You've also made significant moves into voice recognition.
That's about metadata: "Alexa, please play Stan Getz." That's easy. "Alexa, please play Beethoven's 9th Symphony by the Berlin Philharmonic conducted by Herbert von Karajan." Whoa! I asked Graham, "What's your database of tracks [at classical station WQXR]?" He said around 35,000. I said, "What percentage of that 35,000 do you attribute to the success of WQXR?" He said, "Maybe one percent." We drilled down and prioritized that one percent of the 35,000 tracks. We're basically able to go to the DSPs and say not only will this be optimized for voice recognition, but we are going to now show you the tracks that give you the quality you need and they're the most popular.
You introduced Bocelli to a younger audience, pairing him with Ed Sheeran, John Groban, Dua Lipa and his son, Mateo. How did that come about?
We found Bocelli's audience wants him to sing in Italian, wants him to sing opera and wants meaningful duets. Andrea is signed through Decca [in the U.K.] and Sugar [in Italy] and then the whole team, [including producer] Bob Ezrin and Graham's influence on the classical side, we all contributed to that. This is 40 percent of the market for Bocelli. Everybody played to their strengths on this one and we showed how a global team can really work. That's another aspect as an artist manager [that] was frustrating for me: You sign a deal to a domestic company and then you have to go to every territory. Since I've gotten here it was very important for me now to have monthly A&R video meetings and share what we're doing worldwide. We're breaking artists globally.
You also delivered John Coltrane his first album to hit the Billboard 200 more than half a century after his death. What was it like when you and your team first heard Coltrane's Both Directions at Once?
His sons came walking in [with the] tapes [from 1963]. We thought, "Okay, outtakes." We put it on and we were just like, "Whoa! What is this?" We were freaking out. I said, "This is like finding another Sgt. Pepper." I said, we're going to release this record like it's a frontline record. We had advertising on Today and a full page ad in the New York Times. It was very, very rewarding. Globally, we're over 220,000 units, which is crazy. In September, for the first time, our digital revenue surpassed our physical revenue for the Coltrane [album]. I don't care how we get it to people. We want to be pliant. We want to make sure if a tank is emptying, another one is filling up and we're doing a very good job of that.
Overall, where is the Verve Label Group on streaming?

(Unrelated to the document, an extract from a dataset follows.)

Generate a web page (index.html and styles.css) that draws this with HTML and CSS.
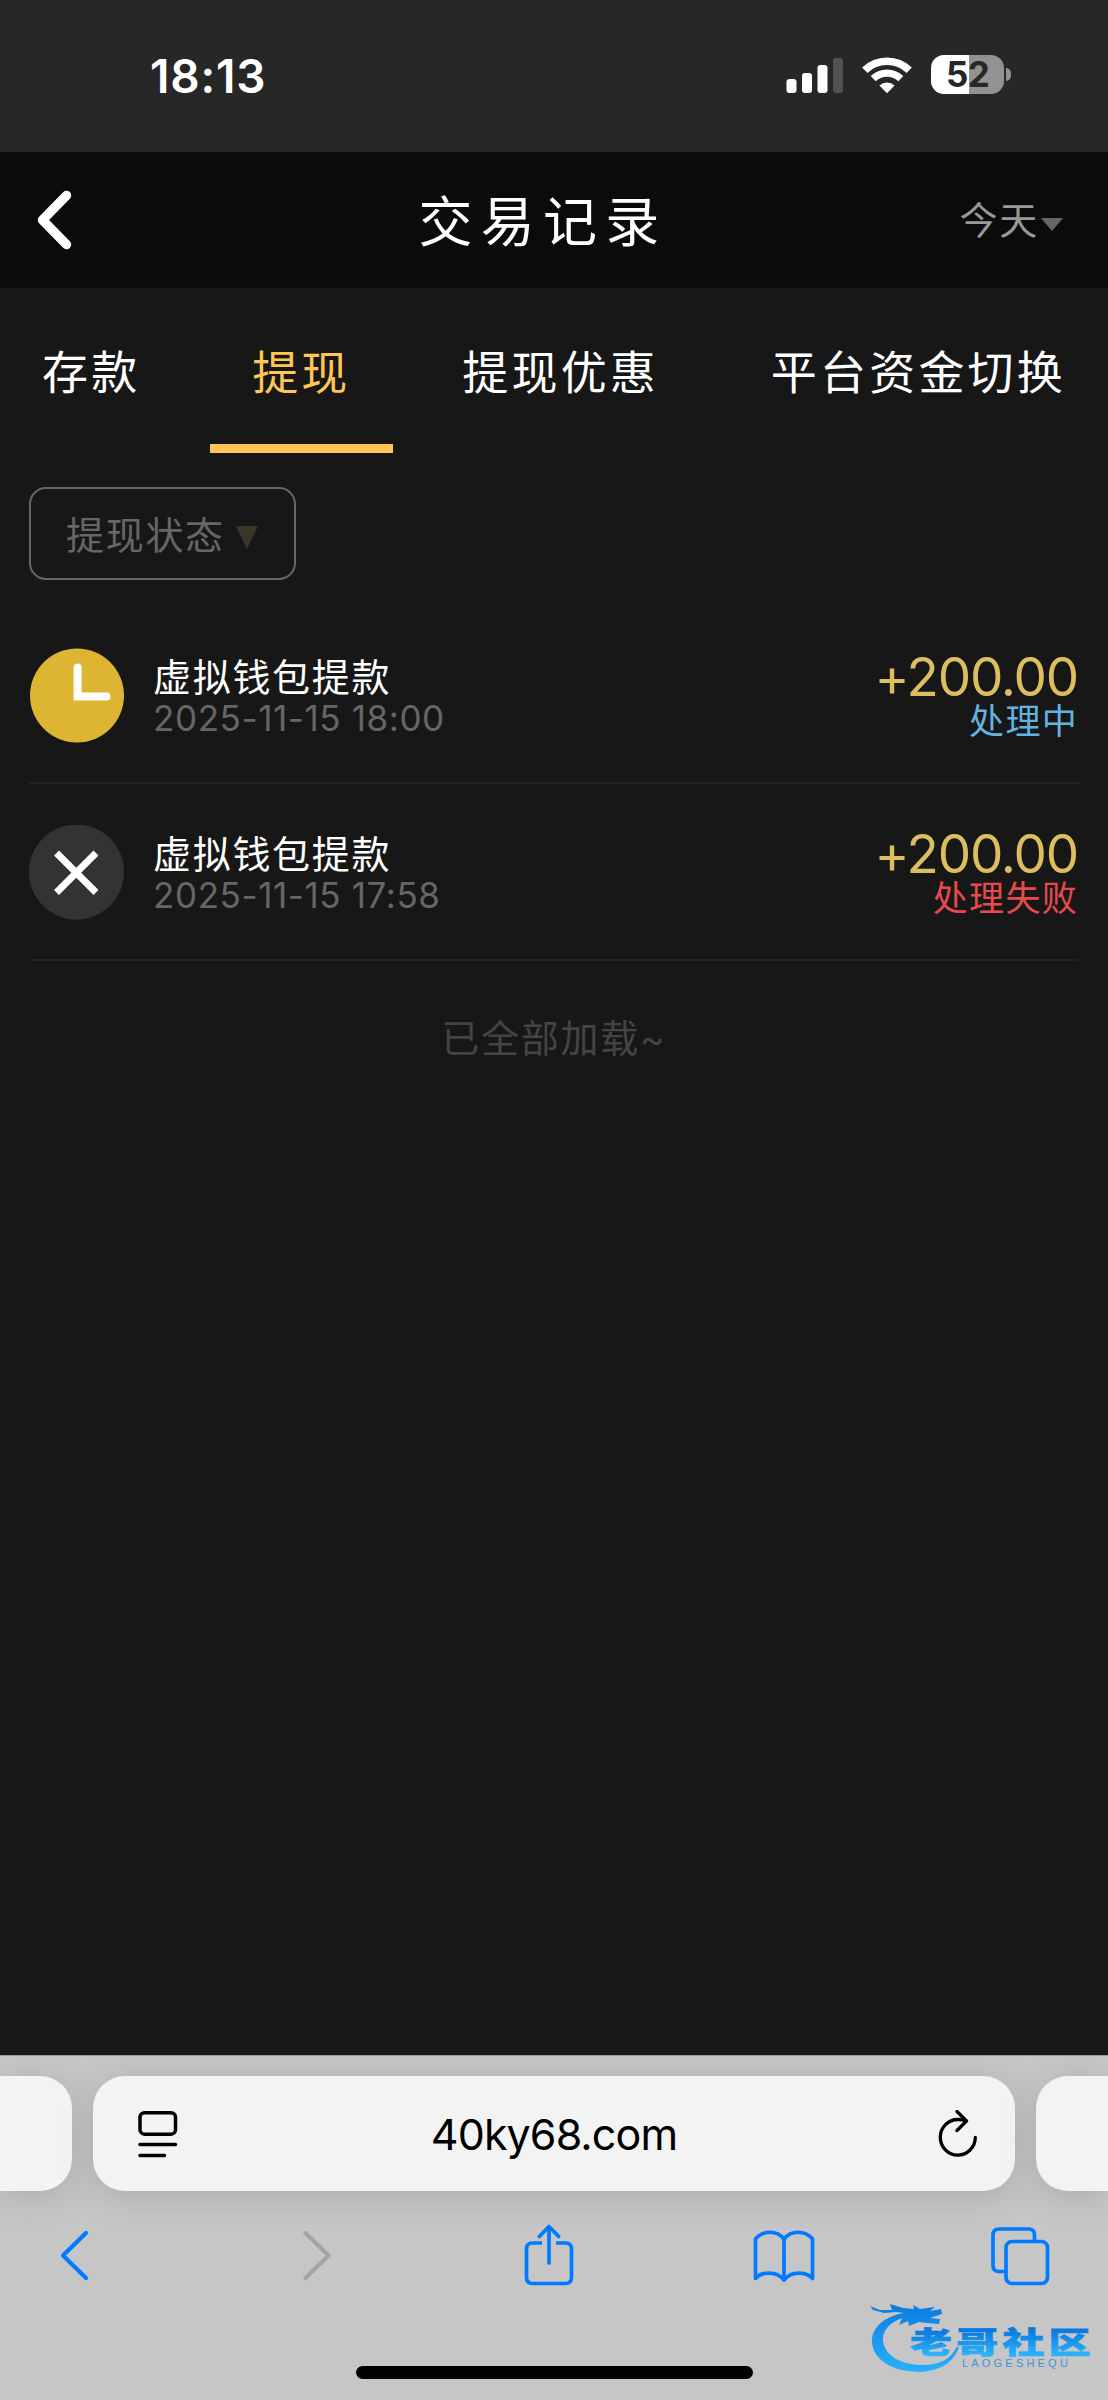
FILE: index.html
```
<!DOCTYPE html>
<html lang="zh-CN">
<head>
    <meta charset="UTF-8">
    <meta name="viewport" content="width=device-width, initial-scale=1.0">
    <title>交易记录</title>
    <link rel="stylesheet" href="styles.css">
</head>
<body>
    <div class="status-bar">
        <span class="time">18:13</span>
        <div class="status-icons">
            <svg class="signal" width="58" height="36" viewBox="0 0 58 36" fill="#fff">
                <rect x="0.5" y="22" width="10" height="14" rx="3"/>
                <rect x="16" y="16" width="10" height="20" rx="3"/>
                <rect x="31.5" y="8" width="10" height="28" rx="3"/>
                <rect x="47" y="1" width="10" height="35" rx="3" fill="#525252"/>
            </svg>
            <svg class="wifi" width="50" height="38" viewBox="0 0 50 38" fill="none" stroke="#fff">
                <path d="M2.8 14.2a32 32 0 0 1 44.4 0" stroke-width="7.6"/>
                <path d="M11.2 22.6a20 20 0 0 1 27.6 0" stroke-width="7.2"/>
                <path d="M25 37.2l-7.6-7.7a11 11 0 0 1 15.2 0z" fill="#fff" stroke="none"/>
            </svg>
            <div class="battery"><span>52</span></div>
            <div class="battery-cap"></div>
        </div>
    </div>

    <header>
        <svg class="back" width="36" height="60" viewBox="0 0 36 60" fill="none" stroke="#fff" stroke-width="9.500" stroke-linecap="round" stroke-linejoin="round">
            <path d="M29.500 5.500L5.500 30l24 24.500"/>
        </svg>
        <h1>交易记录</h1>
        <div class="date-filter">今天<i class="caret"></i></div>
    </header>

    <nav class="tabs">
        <a class="tab">存款</a>
        <a class="tab active">提现</a>
        <a class="tab">提现优惠</a>
        <a class="tab">平台资金切换</a>
    </nav>

    <main>
        <div class="filter">提现状态<i class="filter-caret"></i></div>

        <ul class="records">
            <li class="record">
                <svg class="record-icon" width="95" height="95" viewBox="0 0 95 95">
                    <circle cx="48" cy="47.5" r="47" fill="#deb433"/>
                    <path d="M48.6 19.5V48.5H77.5" fill="none" stroke="#fff" stroke-width="8" stroke-linecap="round"/>
                </svg>
                <div class="record-info">
                    <p class="record-name">虚拟钱包提款</p>
                    <p class="record-date">2025-11-15 18:00</p>
                </div>
                <div class="record-right">
                    <p class="amount">+200.00</p>
                    <p class="state state-pending">处理中</p>
                </div>
            </li>
            <li class="record">
                <svg class="record-icon" width="95" height="95" viewBox="0 0 95 95">
                    <circle cx="47.5" cy="47" r="47.5" fill="#333"/>
                    <path d="M27.5 28L67 67.500M67 28L27.5 67.500" stroke="#fff" stroke-width="7"/>
                </svg>
                <div class="record-info">
                    <p class="record-name">虚拟钱包提款</p>
                    <p class="record-date">2025-11-15 17:58</p>
                </div>
                <div class="record-right">
                    <p class="amount">+200.00</p>
                    <p class="state state-failed">处理失败</p>
                </div>
            </li>
        </ul>
        <p class="loaded">已全部加载~</p>
    </main>

    <footer>
        <div class="address-row">
            <div class="card card-prev"></div>
            <div class="card card-url">
                <svg width="40" height="48" viewBox="0 0 40 48" fill="none" stroke="#000" stroke-width="3.500" stroke-linecap="round">
                    <rect x="2" y="2.700" width="35.500" height="21.500" rx="4.500"/>
                    <path d="M2 34.500H37.500M2 45.500H26.500"/>
                </svg>
                <span class="url">40ky68.com</span>
                <svg width="40" height="48" viewBox="0 0 40 48" fill="none" stroke="#000" stroke-width="3.300" stroke-linecap="round" stroke-linejoin="round">
                    <path d="M37.300 27.500a17.500 17.800 0 1 1-17.500-18q4 0 8 1"/>
                    <path d="M19 0.700l9.500 9.500-9.500 9.500" transform="translate(0 .8)"/>
                </svg>
            </div>
            <div class="card card-next"></div>
        </div>
        <div class="toolbar">
            <svg width="62" height="64" viewBox="0 0 62 64" fill="none" stroke="#007aff" stroke-width="4.200" stroke-linecap="round" stroke-linejoin="round">
                <path d="M41 10L18 32.500 41 55"/>
            </svg>
            <svg width="62" height="64" viewBox="0 0 62 64" fill="none" stroke="#a3a3a3" stroke-width="4.200" stroke-linecap="round" stroke-linejoin="round">
                <path d="M24.500 10l23 22.500-23 22.500"/>
            </svg>
            <svg width="62" height="64" viewBox="-7 0 62 64" fill="none" stroke="#007aff" stroke-width="3.700" stroke-linecap="round" stroke-linejoin="round">
                <path d="M25 40V3.500M15.300 13.500L25 3.500l9.700 10"/>
                <path d="M18 20H8.500q-6 0-6 6v28.500q0 6 6 6h33q6 0 6-6V26q0-6-6-6H32" stroke-linecap="butt"/>
            </svg>
            <svg width="62" height="64" viewBox="0 0 62 64" fill="none" stroke="#007aff" stroke-width="3.700" stroke-linecap="round" stroke-linejoin="round">
                <path d="M31 16C24 7 10 7 2.500 16V55.500C9 48 24 48 31 57C38 48 53 48 59.500 55.500V16C52 7 38 7 31 16V57"/>
            </svg>
            <svg width="62" height="64" viewBox="-1 1 62 64" fill="none" stroke="#007aff" stroke-width="3.700">
                <rect x="16" y="19.500" width="41.500" height="42" rx="6"/>
                <path d="M44.500 19V13q0-6-6-6H9q-6 0-6 6v30.500q0 6 6 6h7"/>
            </svg>
        </div>
        <div class="home-indicator"></div>

        <svg class="watermark" width="230" height="84" viewBox="0 0 230 84">
            <defs>
                <linearGradient id="blue" gradientUnits="userSpaceOnUse" x1="0" y1="8" x2="0" y2="76">
                    <stop offset="0" stop-color="#0a7be0"/>
                    <stop offset="1" stop-color="#2bb2fb"/>
                </linearGradient>
                <linearGradient id="textBlue" x1="0" y1="0" x2="0" y2="1">
                    <stop offset="0.3" stop-color="#0a7be0"/>
                    <stop offset="0.85" stop-color="#2bb2fb"/>
                </linearGradient>
            </defs>
            <path fill="url(#blue)" d="M36 16C14 20 3 32 4 46C6 64 26 75 52 75C72 74 87 65 91 49L88 51C82 63 70 68 55 68C33 68 17 59 15 44C14 34 21 26 34 21L31 28L40 24L41 29L51 25L58 26L71 27L72 22L62 21L74 17L73 12L62 14L67 10L52 12L45 8L46 12L35 11L22 7L24 13L12 13L2 9L5 13L16 16L28 15Z"/>
            <text class="watermark-name" x="42" y="79.500" fill="url(#textBlue)" stroke="url(#textBlue)" transform="scale(1 .7)">老哥社区</text>
            <text class="watermark-latin" x="94" y="70" fill="#3c95dd">LAOGESHEQU</text>
        </svg>
    </footer>
</body>
</html>
```
FILE: styles.css
```
:root {
    --gold: #fec655;
    --background-color: #171717;
    --muted: #666;
}

* {
    box-sizing: border-box;
}

body {
    margin: 0;
    width: 1108px;
    height: 2400px;
    display: flex;
    flex-direction: column;
    overflow: hidden;
    font-family: Inter, "Noto Sans CJK SC", sans-serif;
    background-color: var(--background-color);
    color: #fff;
}

p, h1, ul {
    margin: 0;
    padding: 0;
}

svg {
    display: block;
    flex: none;
}

/* status bar */
.status-bar {
    height: 152px;
    flex: none;
    display: flex;
    justify-content: space-between;
    padding: 55px 97px 0 150px;
    background-color: #272727;
}

.time {
    font-size: 46px;
    font-weight: 600;
    line-height: 42px;
    letter-spacing: 0.8px;
}

.status-icons {
    display: flex;
    height: 39px;
    align-items: center;
}

.wifi {
    margin: 0 19px 0 18px;
}

.battery {
    width: 73px;
    height: 39px;
    border-radius: 13px;
    background: linear-gradient(to right, #fff 38px, #929292 38px);
    color: #272727;
    font-size: 35px;
    font-weight: 700;
    line-height: 39px;
    letter-spacing: -0.7px;
    text-align: center;
}

.battery-cap {
    width: 5px;
    height: 13px;
    margin-left: 2px;
    border-radius: 0 5px 5px 0;
    background-color: #929292;
}

/* page header */
header {
    height: 136px;
    flex: none;
    display: grid;
    grid-template-columns: 1fr auto 1fr;
    align-items: center;
    padding: 0 45px 0 37px;
    background-color: #0b0b0b;
}

.back {
    margin-top: -1px;
}

h1 {
    margin: 5px 14px 0 0;
    font-size: 54px;
    font-weight: 400;
    line-height: 60px;
    letter-spacing: 8.200px;
}

.date-filter {
    display: flex;
    align-items: center;
    justify-content: flex-end;
    font-size: 38px;
    line-height: 46px;
    letter-spacing: 1.700px;
    color: #999;
}

.caret {
    margin: 8px 0 0 2px;
    border: 11px solid transparent;
    border-top: 13px solid var(--muted);
    border-bottom: 0;
}

/* tabs */
.tabs {
    height: 165px;
    flex: none;
    display: flex;
    justify-content: space-between;
}

.tab {
    padding: 54px 42px 0;
    font-size: 46px;
    line-height: 60px;
    letter-spacing: 3.200px;
    white-space: nowrap;
}

.tab.active {
    color: var(--gold);
    border-bottom: 9px solid var(--gold);
}

/* records */
main {
    flex: 1;
    padding: 34px 29px 0;
}

.filter {
    width: 267px;
    height: 93px;
    display: flex;
    align-items: center;
    padding: 2px 0 0 35px;
    border: 2px solid var(--muted);
    border-radius: 17px;
    font-size: 38px;
    line-height: 46px;
    letter-spacing: 1.700px;
    color: var(--muted);
}

.filter-caret {
    margin: 5px 0 0 11px;
    border: 11px solid transparent;
    border-top: 23px solid #3c3629;
    border-bottom: 0;
}

.records {
    list-style: none;
    margin-top: 27px;
}

.record {
    height: 177px;
    display: flex;
    padding-top: 41px;
    border-bottom: 2px solid #222;
}

.record-info {
    flex: 1;
    padding: 6px 0 0 29px;
}

.record-name {
    font-size: 38px;
    line-height: 46px;
    letter-spacing: 1.700px;
}

.record-date {
    font-size: 35px;
    font-weight: 400;
    line-height: 36px;
    letter-spacing: 0.6px;
    color: var(--muted);
}

.record-right {
    text-align: right;
}

.amount {
    padding-top: 3px;
    margin-right: 1px;
    font-size: 53px;
    line-height: 52px;
    letter-spacing: -1.200px;
    color: #dcbe5f;
}

.state {
    margin-right: 1px;
    font-size: 35px;
    line-height: 37px;
    letter-spacing: 1.300px;
}

.state-pending {
    color: #62b3e0;
}

.state-failed {
    color: #e64b4b;
}

.loaded {
    margin-top: 52px;
    text-align: center;
    font-size: 38px;
    line-height: 50px;
    letter-spacing: 1.700px;
    color: #444;
}

/* browser bar */
footer {
    position: relative;
    height: 345px;
    flex: none;
    overflow: hidden;
    border-top: 1px solid #999;
    background-color: #c6c6c6;
}

.address-row {
    display: flex;
    gap: 21px;
    padding-top: 20px;
}

.card {
    height: 115px;
    border-radius: 32px;
    background-color: #f3f3f3;
    box-shadow: 0 6px 36px rgba(0, 0, 0, 0.13);
}

.card-prev {
    width: 72px;
    border-radius: 0 32px 32px 0;
}

.card-url {
    width: 922px;
    display: flex;
    align-items: center;
    justify-content: space-between;
    padding: 0 37px 0 45px;
}

.card-next {
    width: 72px;
    border-radius: 32px 0 0 32px;
}

.url {
    margin-right: 8px;
    font-size: 43px;
    line-height: 50px;
    letter-spacing: -0.9px;
    color: #000;
}

.toolbar {
    display: flex;
    justify-content: space-between;
    padding: 32px 57px 0 45px;
}

.home-indicator {
    width: 397px;
    height: 13px;
    margin: 79px auto 0;
    border-radius: 7px;
    background-color: #000;
}

/* logo laid over the browser bar */
.watermark {
    position: absolute;
    left: 868px;
    top: 241px;
}

.watermark-name {
    font-family: "Noto Sans CJK SC", sans-serif;
    font-size: 42px;
    font-weight: 900;
    letter-spacing: 4.200px;
    stroke-width: 1px;
}

.watermark-latin {
    font-family: "Liberation Sans", sans-serif;
    font-size: 11px;
    letter-spacing: 3.200px;
}
```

Around 45 percent of jazz is now streamed and then classical is close to 50 percent. You ask me how many records we're going to sell. I'm like, "That's not the point. How many people are we going to reach with great music?" That's why I'm excited about streaming because it really is now in the hands of the public. Those metrics are all changing. On one DSP alone, we were able to increase our revenues 150 percent.
For the most part, Verve's releases are not reliant on radio. What freedom does that give you?
If you look at the streaming numbers of the Lady Gaga/Tony Bennett record [2014's Cheek to Cheek (Interscope/Columbia], it's just the gift that keeps giving. Once that music is embedded, it doesn't go anywhere. We are now truly in the long-tail business. When we're looking and defining success, it's no longer the first week. It can't be.
Interscope distributes VLG releases. How closely do you work with them?
There are certain artists that [Interscope Geffen A&M chairman/CEO John Janick's] team gets excited about and will take care of. What's great is the conversations [with] label heads. This is not a siloed place. It's competitive, but friendly in terms of competition. Everyone wants to help everyone out, particularly where we are because I don't think we're perceived as a threat. John and I can talk all the time. [Def Jam CEO] Paul Rosenberg and I are friends. He saw J.S. Ondara and was like, "What can we do with him? We're going to do stuff together." [Republic Records CEO] Monte Lipman and I are working on a Seth MacFarlane record. It's great. This is old school.
How do you define jazz?
I have a T-shirt in my office that says, "Jazz is a four-letter word." Just a reminder. Disruptive. And I've always been disruptive.
With Tony Bennett, you've said you're not just managing a career, you're managing a legacy. What is the difference and what have you've learned from managing your dad that you applied to Verve?
The difference is that if you think of the short-term, you will reap the rewards, but Tony always said to me, "I never wanted a hit record, I wanted a hit catalog." He taught me that. Also, don't limit your own expectations and meet opportunity with preparedness. [Make] great music and then listen to the fans. This is what I've done with Tony my whole life and it has worked. I'm just applying the same attitude here.